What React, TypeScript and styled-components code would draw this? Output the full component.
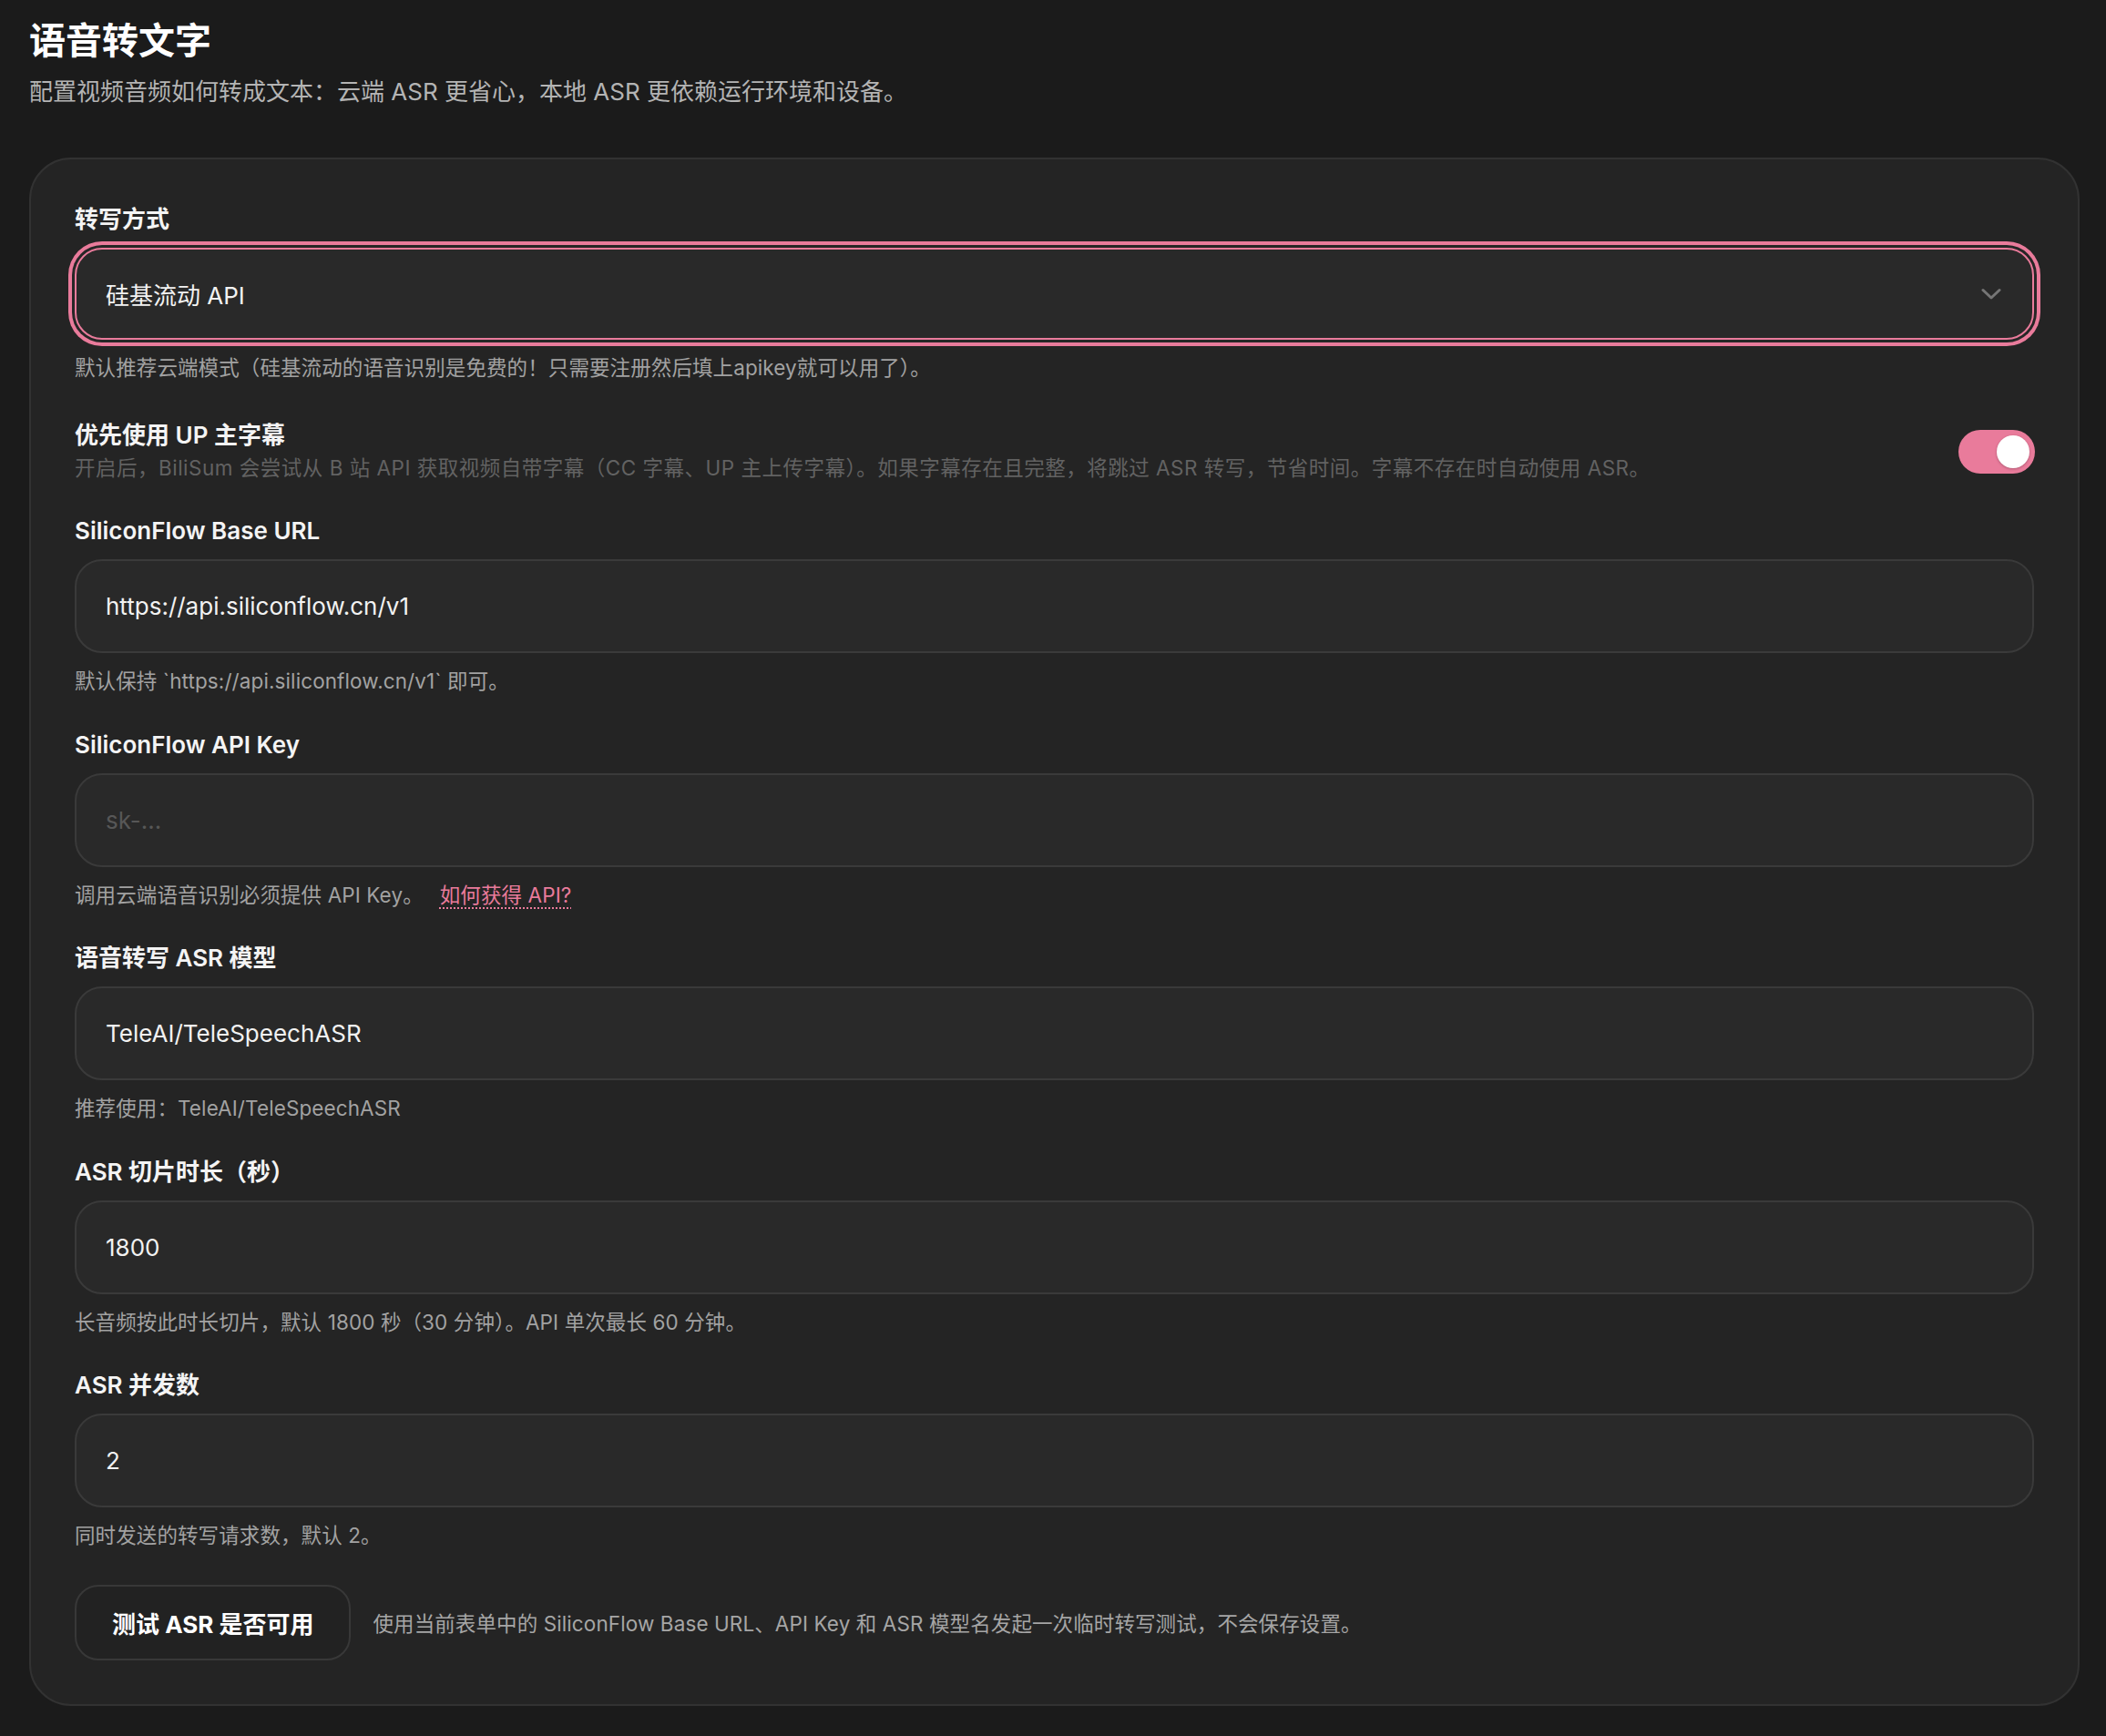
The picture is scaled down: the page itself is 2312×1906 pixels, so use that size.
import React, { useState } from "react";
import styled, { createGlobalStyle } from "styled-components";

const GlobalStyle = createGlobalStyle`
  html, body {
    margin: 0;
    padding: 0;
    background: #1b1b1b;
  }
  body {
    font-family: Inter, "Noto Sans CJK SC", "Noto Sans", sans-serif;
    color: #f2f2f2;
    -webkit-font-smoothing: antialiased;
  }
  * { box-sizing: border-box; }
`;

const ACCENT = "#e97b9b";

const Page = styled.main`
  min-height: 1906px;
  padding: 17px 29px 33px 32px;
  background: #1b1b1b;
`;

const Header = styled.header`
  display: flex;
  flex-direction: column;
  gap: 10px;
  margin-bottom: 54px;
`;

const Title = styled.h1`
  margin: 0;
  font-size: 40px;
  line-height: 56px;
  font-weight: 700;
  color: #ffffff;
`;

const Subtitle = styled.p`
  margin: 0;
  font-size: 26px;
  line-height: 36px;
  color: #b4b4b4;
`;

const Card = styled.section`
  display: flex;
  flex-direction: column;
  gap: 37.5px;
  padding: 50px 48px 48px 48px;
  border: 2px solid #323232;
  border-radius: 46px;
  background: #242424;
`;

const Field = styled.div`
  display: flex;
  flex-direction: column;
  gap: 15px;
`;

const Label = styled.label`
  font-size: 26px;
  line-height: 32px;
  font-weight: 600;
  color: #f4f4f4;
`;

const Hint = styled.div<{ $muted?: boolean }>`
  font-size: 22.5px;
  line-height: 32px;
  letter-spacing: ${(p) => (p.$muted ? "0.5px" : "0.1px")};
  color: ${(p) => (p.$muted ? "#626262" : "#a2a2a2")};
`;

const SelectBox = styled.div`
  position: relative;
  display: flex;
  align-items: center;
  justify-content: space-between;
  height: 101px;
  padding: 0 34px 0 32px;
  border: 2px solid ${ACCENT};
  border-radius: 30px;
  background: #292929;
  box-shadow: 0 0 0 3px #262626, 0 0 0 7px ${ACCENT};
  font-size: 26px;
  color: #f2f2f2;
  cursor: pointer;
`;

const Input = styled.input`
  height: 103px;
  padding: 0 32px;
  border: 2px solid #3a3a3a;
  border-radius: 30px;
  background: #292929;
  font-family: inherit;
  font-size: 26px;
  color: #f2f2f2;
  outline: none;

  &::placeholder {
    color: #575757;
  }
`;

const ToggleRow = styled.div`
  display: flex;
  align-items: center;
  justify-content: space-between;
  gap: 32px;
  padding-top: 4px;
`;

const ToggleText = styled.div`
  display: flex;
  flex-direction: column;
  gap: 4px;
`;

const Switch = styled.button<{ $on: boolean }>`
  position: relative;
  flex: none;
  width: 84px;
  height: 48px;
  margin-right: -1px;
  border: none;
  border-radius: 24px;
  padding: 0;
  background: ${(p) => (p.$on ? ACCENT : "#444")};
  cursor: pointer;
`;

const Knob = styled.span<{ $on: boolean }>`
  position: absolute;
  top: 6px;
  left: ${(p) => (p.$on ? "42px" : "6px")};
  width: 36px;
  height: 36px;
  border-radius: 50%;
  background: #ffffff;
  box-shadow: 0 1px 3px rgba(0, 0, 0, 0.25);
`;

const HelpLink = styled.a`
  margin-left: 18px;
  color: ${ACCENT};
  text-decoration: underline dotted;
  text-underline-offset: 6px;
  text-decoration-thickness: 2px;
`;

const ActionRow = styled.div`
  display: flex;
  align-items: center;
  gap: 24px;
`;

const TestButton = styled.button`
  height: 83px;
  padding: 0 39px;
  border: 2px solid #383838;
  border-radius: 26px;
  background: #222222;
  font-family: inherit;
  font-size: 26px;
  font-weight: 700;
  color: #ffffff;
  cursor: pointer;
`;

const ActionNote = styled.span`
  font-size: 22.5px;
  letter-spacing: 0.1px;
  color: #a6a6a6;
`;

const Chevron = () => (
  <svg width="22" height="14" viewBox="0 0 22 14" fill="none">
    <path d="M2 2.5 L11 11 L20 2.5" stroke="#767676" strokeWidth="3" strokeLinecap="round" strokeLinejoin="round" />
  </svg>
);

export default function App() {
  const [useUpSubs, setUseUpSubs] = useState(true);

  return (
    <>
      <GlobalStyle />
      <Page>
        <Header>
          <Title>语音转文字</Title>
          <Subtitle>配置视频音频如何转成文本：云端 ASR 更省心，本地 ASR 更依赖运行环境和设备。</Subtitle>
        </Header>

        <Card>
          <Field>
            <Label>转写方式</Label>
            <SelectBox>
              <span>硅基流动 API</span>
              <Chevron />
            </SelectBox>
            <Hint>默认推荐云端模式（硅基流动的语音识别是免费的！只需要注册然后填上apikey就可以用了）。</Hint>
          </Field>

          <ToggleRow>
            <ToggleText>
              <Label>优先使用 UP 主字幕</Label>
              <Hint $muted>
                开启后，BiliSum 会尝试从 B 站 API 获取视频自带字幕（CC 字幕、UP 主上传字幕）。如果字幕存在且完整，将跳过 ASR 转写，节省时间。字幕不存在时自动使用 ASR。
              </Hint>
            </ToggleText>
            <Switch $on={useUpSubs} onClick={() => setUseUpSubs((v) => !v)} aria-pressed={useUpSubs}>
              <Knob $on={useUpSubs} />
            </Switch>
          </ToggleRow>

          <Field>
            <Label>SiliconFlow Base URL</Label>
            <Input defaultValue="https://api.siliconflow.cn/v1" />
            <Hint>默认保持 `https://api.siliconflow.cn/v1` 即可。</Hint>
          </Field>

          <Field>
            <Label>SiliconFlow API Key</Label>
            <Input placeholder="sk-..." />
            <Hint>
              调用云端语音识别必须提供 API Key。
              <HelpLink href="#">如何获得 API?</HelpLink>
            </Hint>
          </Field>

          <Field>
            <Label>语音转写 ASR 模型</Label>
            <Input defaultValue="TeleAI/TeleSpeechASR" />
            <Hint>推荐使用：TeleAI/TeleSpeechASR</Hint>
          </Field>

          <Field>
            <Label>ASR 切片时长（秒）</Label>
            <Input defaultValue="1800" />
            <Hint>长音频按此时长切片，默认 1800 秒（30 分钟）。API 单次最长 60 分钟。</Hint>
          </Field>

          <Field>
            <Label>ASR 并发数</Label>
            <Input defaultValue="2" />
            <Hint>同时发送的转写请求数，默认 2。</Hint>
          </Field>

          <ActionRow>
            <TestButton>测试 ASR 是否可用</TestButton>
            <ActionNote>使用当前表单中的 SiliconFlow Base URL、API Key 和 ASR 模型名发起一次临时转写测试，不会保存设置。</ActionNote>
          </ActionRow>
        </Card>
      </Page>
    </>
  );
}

* * *

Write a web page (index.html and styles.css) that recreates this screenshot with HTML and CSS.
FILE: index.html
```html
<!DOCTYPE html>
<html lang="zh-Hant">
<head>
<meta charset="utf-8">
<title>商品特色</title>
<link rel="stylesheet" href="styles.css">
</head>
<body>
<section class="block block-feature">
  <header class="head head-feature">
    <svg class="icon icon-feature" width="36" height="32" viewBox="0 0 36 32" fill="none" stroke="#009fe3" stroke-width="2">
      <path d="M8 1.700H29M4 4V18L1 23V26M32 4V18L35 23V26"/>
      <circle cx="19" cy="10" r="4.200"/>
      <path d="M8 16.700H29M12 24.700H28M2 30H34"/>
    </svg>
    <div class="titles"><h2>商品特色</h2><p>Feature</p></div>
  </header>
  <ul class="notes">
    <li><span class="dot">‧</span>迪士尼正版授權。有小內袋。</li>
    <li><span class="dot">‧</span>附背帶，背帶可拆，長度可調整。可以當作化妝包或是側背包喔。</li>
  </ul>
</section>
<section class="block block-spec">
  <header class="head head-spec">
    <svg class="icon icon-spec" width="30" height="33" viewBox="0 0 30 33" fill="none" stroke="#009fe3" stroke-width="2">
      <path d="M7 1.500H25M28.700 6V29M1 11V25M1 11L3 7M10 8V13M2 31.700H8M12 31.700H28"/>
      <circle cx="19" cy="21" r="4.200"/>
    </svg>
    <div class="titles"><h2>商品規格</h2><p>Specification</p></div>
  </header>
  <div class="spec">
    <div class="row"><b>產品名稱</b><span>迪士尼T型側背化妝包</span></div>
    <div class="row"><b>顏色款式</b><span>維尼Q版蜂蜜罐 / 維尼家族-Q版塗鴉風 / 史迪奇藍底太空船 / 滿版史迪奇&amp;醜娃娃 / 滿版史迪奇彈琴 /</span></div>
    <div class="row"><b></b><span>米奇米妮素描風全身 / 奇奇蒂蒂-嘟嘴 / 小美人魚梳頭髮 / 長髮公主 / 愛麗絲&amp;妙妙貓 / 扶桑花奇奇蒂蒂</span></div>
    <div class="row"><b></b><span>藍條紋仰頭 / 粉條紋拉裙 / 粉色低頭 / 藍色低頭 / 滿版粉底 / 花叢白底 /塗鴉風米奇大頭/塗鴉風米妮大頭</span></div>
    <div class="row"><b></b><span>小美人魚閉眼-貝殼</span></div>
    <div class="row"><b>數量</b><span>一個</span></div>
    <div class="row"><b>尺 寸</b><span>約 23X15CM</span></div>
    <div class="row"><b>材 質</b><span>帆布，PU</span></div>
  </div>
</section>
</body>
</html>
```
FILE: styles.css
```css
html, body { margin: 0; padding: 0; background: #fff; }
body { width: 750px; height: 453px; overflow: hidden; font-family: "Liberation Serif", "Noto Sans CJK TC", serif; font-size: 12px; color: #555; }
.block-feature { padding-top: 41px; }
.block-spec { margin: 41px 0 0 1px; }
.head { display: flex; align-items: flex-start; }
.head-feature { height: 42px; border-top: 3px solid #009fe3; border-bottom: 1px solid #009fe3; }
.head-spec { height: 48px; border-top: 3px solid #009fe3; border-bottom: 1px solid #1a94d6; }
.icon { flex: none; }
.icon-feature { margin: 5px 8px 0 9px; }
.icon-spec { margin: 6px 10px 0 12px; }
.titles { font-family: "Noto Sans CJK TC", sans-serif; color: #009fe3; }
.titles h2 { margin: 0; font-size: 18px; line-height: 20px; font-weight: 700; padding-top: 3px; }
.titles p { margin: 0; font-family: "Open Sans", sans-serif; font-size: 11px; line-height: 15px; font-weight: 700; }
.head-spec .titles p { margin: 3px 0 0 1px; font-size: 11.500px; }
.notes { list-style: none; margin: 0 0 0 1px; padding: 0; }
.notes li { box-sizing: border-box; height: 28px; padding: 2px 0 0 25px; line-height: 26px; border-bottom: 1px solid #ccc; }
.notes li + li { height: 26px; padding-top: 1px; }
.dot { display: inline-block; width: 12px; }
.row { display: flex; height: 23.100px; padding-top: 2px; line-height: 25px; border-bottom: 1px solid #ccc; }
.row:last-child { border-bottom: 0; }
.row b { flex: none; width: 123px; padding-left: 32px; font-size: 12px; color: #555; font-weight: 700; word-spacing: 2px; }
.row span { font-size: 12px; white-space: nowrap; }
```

• Description of the task: Isolate the lines that hold the word "this" and copy all of them.

• Finished exercise:
What React, TypeScript and styled-components code would draw this? Output the full component.
Write a web page (index.html and styles.css) that recreates this screenshot with HTML and CSS.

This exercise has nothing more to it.